Weg vom Öl - aber wohin?

Tukur Abdulkadir, Politikwissenschaftler  an der Universität Kaduna State, bleibt bei allen Ankündigungen skeptisch:  "Wir haben das größten Stahlwerk in Afrika aufgebaut [1979, d. Red.]. Er ist jetzt fast tot", so Abdulkadir im DW-Interview. "Wir hatten Unternehmen im ganzen Land, die sind alle bankrottgegangen. Früher war der Eisenbahnsektor eine lebendige Industrie, wir exportierten Baumwolle, Erdnüsse, Kaffee und Kakao. Damit erreichen wir heute nicht mehr viel."

Doch was hindert Nigerias Wirtschaft an der Diversifizierung? Schon vor 16 Jahren stellte die damalige Regierung fest: "Die übermäßige Abhängigkeit vom Öl und traditionellen Sektoren ist zum Teil auf das feindliche Geschäftsumfeld zurückzuführen. Unternehmen, die in Nigeria tätig werden wollen, sehen sich vielen Zwängen ausgesetzt, darunter schlechte Infrastruktur, insbesondere Straßennetze und Stromversorgung, unzureichende physische Sicherheit, Korruption, schwache Durchsetzung von Verträgen und hohe Finanzierungskosten." Kritiker sagen: So lange die politischen und wirtschaftlichen Eliten vom Ölexport profitieren, wird sich wenig ändern. Seit 1960 soll Nigeria über 326 Milliarden Euro durch Korruption  verloren haben.

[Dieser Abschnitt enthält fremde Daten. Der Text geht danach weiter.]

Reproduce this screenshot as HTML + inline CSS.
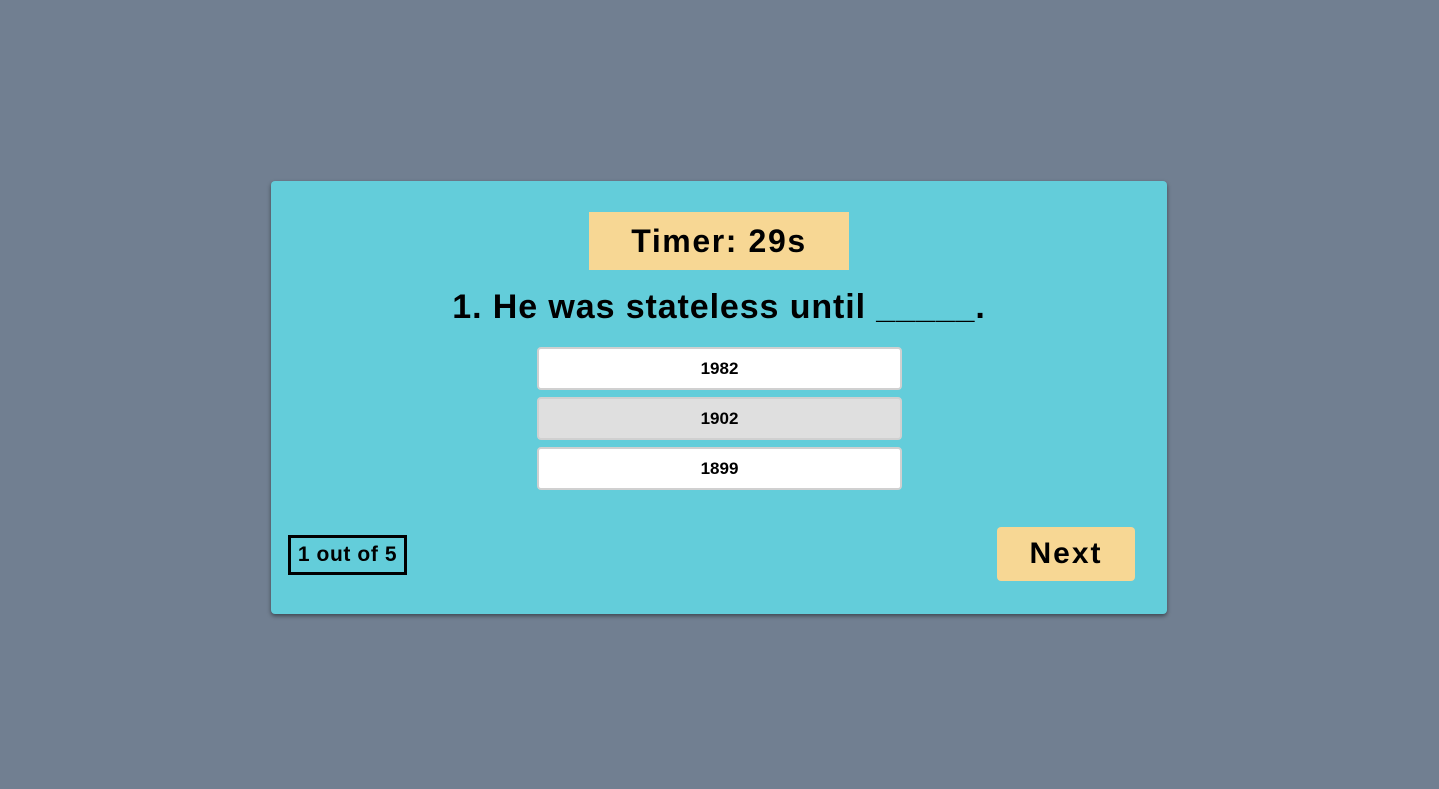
<!DOCTYPE html>
<html><head><style>
html,body{margin:0;padding:0;width:1439px;height:789px;background:#717f91;overflow:hidden;font-family:"Liberation Sans",sans-serif;font-weight:bold;color:#000}
.card{position:absolute;left:271px;top:181px;width:896px;height:433px;background:#63cdda;border-radius:4px;box-shadow:0 2px 4px rgba(0,0,0,.45)}
.timer{position:absolute;left:318px;top:31px;width:260px;height:58px;background:#f7d794;font-size:32px;line-height:58px;text-align:center;letter-spacing:1.6px}
.q{position:absolute;left:0;width:896px;top:106px;text-align:center;font-size:34px;line-height:40px;letter-spacing:0.9px}
.opt{position:absolute;left:266px;width:361px;height:39px;background:#fff;border:2px solid #d0d0d0;border-radius:4px;box-sizing:content-box;font-size:17px;line-height:39px;text-align:center}
.count{position:absolute;left:17px;top:354px;width:113px;height:34px;border:3px solid #000;font-size:21px;line-height:34px;text-align:center;letter-spacing:0.6px}
.next{position:absolute;left:726px;top:346px;width:138px;height:54px;background:#f7d794;border-radius:4px;font-size:30px;line-height:54px;text-align:center;letter-spacing:2px}
</style></head><body>
<div class="card">
<div class="timer">Timer: 29s</div>
<div class="q">1. He was stateless until _____.</div>
<div class="opt" style="top:166px">1982</div>
<div class="opt" style="top:216px;background:#dfdfdf">1902</div>
<div class="opt" style="top:266px">1899</div>
<div class="count">1 out of 5</div>
<div class="next">Next</div>
</div>
</body></html>
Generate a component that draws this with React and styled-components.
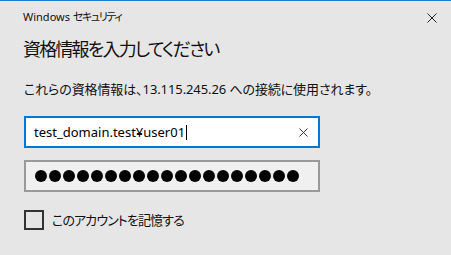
import React from "react";
import styled, { createGlobalStyle } from "styled-components";

const GlobalStyle = createGlobalStyle`
  html, body {
    margin: 0;
    padding: 0;
    background: #e6e6e6;
  }
  body {
    font-family: "Noto Sans", "Noto Sans CJK JP", sans-serif;
    color: #000;
  }
`;

const Dialog = styled.div`
  box-sizing: border-box;
  width: 451px;
  height: 255px;
  background: #e6e6e6;
  border-top: 1px solid #1a7fd4;
  display: flex;
  flex-direction: column;
  font-feature-settings: "palt";
`;

const TitleBar = styled.div`
  display: flex;
  align-items: center;
  justify-content: space-between;
  height: 32px;
  padding: 0 14px 0 23px;
`;

const TitleText = styled.div`
  font-family: "Noto Sans", "Noto Sans CJK JP", sans-serif;
  font-size: 11px;
  line-height: 16px;
  color: #111;
`;

const TitleKana = styled.span`
  letter-spacing: -1.4px;
`;

const CloseButton = styled.div`
  width: 10px;
  height: 10px;
  display: flex;
  margin-top: 1px;
`;

const Body = styled.div`
  display: flex;
  flex-direction: column;
  padding-left: 24px;
`;

const Heading = styled.div`
  font-family: "Noto Sans CJK JP", sans-serif;
  font-size: 18px;
  letter-spacing: -1.8px;
  line-height: 28px;
  margin-top: 1px;
  margin-left: -1px;
  color: #111;
`;

const Message = styled.div`
  font-family: "Noto Sans", "Noto Sans CJK JP", sans-serif;
  font-size: 13px;
  letter-spacing: -0.1px;
  line-height: 20px;
  margin-top: 17px;
  color: #111;
`;

const Field = styled.div`
  box-sizing: border-box;
  width: 296px;
  height: 32px;
  display: flex;
  align-items: center;
  padding: 0 8px 0 8px;
  border: 2px solid ${(p) => (p.$focused ? "#0078d7" : "#999")};
  background: ${(p) => (p.$focused ? "#fff" : "#f0f0f0")};
  margin-top: ${(p) => p.$top}px;
`;

const FieldText = styled.span`
  font-family: "Noto Sans", sans-serif;
  font-size: 13px;
  line-height: 20px;
  color: #000;
  flex: 1;
  display: flex;
  align-items: center;
  white-space: nowrap;
`;

const Caret = styled.span`
  display: inline-block;
  width: 1px;
  height: 15px;
  background: #000;
  margin-left: 1px;
`;

const Dots = styled.div`
  display: flex;
  gap: 2px;
  padding-left: 1px;
`;

const Dot = styled.span`
  width: 12px;
  height: 12px;
  border-radius: 50%;
  background: #000;
`;

const ClearButton = styled.div`
  width: 9px;
  height: 9px;
  display: flex;
  margin-right: 2px;
`;

const CheckRow = styled.label`
  display: flex;
  align-items: center;
  gap: 8px;
  margin-top: 18px;
`;

const CheckBox = styled.span`
  box-sizing: border-box;
  width: 20px;
  height: 20px;
  border: 2px solid #333;
`;

const CheckLabel = styled.span`
  font-family: "Noto Sans CJK JP", sans-serif;
  font-size: 13px;
  letter-spacing: -0.9px;
  line-height: 20px;
  color: #111;
`;

const XIcon = ({ size, stroke }) => (
  <svg width={size} height={size} viewBox={`0 0 ${size} ${size}`}>
    <path
      d={`M0.5 0.5 L${size - 0.5} ${size - 0.5} M${size - 0.5} 0.5 L0.5 ${size - 0.5}`}
      stroke={stroke}
      strokeWidth="1"
      fill="none"
    />
  </svg>
);

export default function App() {
  return (
    <>
      <GlobalStyle />
      <Dialog>
        <TitleBar>
          <TitleText>
            Windows <TitleKana>セキュリティ</TitleKana>
          </TitleText>
          <CloseButton>
            <XIcon size={10} stroke="#222" />
          </CloseButton>
        </TitleBar>
        <Body>
          <Heading>資格情報を入力してください</Heading>
          <Message>これらの資格情報は、13.115.245.26 への接続に使用されます。</Message>
          <Field $focused $top={17}>
            <FieldText>
              test_domain.test¥user01
              <Caret />
            </FieldText>
            <ClearButton>
              <XIcon size={9} stroke="#333" />
            </ClearButton>
          </Field>
          <Field $top={12}>
            <Dots>
              {Array.from({ length: 19 }).map((_, i) => (
                <Dot key={i} />
              ))}
            </Dots>
          </Field>
          <CheckRow>
            <CheckBox />
            <CheckLabel>このアカウントを記憶する</CheckLabel>
          </CheckRow>
        </Body>
      </Dialog>
    </>
  );
}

Zerstörtes Auto nach einem Anschlag in Monguno, Borno State, Nigeria
Im Norden Nigerias kommt es immer wieder zu AnschlägenBild: picture-alliance/AP Photo/ocha/Undss

Auch die Sicherheitslage ist ein Problem: Der Norden wird seit über 10 Jahren von islamistischen Anschlägen erschüttert, über zwei Millionen Menschen sind auf der Flucht. In der Landesmitte kommt es immer wieder zu gewaltsamen Zusammenstößen zwischen Nomaden und Bauern, die Tote und Verletzte fordern. "Was die Regierung tun muss, ist, die Sicherheitsarchitektur zu überdenken und diese existentiellen Probleme anzugehen", so Experte Abdulkadir. 

Ruf nach Einigkeit

Doch nun sei es höchste Zeit zu handeln, sagt Abdulkadir. "Es herrscht ein hohes Maß an Ernüchterung und Unzufriedenheit im Land. Wenn sich diese Desillusionierung weiter anhäuft, befürchte ich, dass die Dinge eines Tages außer Kontrolle geraten könnten." Und dann wird auch das Öl Nigeria irgendwann nicht mehr retten können.